Look at your own post: the culture here in startup-land is so vehemently anti-anti-sexist* that you feel a need to express worries (however tongue-in-cheek) about retaliation.

* Yes, this is an odd double negative, but also the best way I can think of to express the phenomenon. It's also not the same thing as sexism, but it sure does create an extremely friendly environment for bigots.


"they're anonymized not because they are horrible, but because they are probably rather typical."

Why's that reason to anonymize? Racism was typical once. You have to start somewhere. Or are you claiming there's too many such un-anonymized stories in the media? I don't see that.

"the culture here in startup-land is so vehemently anti-anti-sexist that you feel a need to express worries about retaliation."

I was describing the consequences whistleblowers have to deal with in general. It's good for the potential consequences to exist; they prevent frivolous charges and increase the impact when a real whistleblower comes forward risking such stigma. None of this has anything to do with sexism in particular.

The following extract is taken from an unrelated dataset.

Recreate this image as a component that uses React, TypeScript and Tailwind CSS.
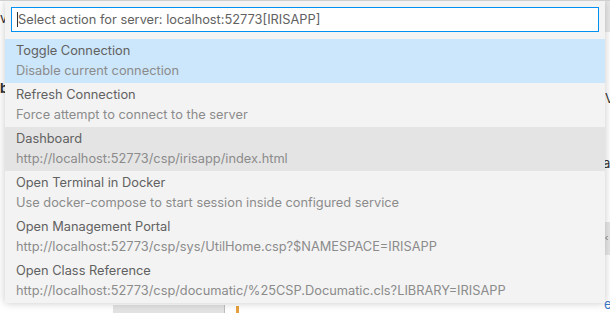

The bit about retaliation was in regards to "(I'm a little concerned this may be too outspoken for my own good, but here goes..)" -- not the body of your comment.

"Why's that reason to anonymize?"

Giving their names makes the story about a couple of exceptionally bad eggs; omitting their identities makes the story about a broad trend.


Fair point. I still think she should publicize their names, but the NYTimes shouldn't include them.

Even if you're responding to my parenthetical first sentence, I don't see how that has anything to do with 'anti-anti-sexism'. I was just articulating the concern anybody should have for seeming like a troublemaker. There's a fine distinction between being outspoken and a troublemaker. The latter is just looking for a reason to seem outspoken - a distracting influence at a startup.


> At Stanford, female graduate students in computer science are encouraging freshman women through a group called Women in Computer Science.

We have a Women in Computer Science club here at Arizona State. The current president is a man.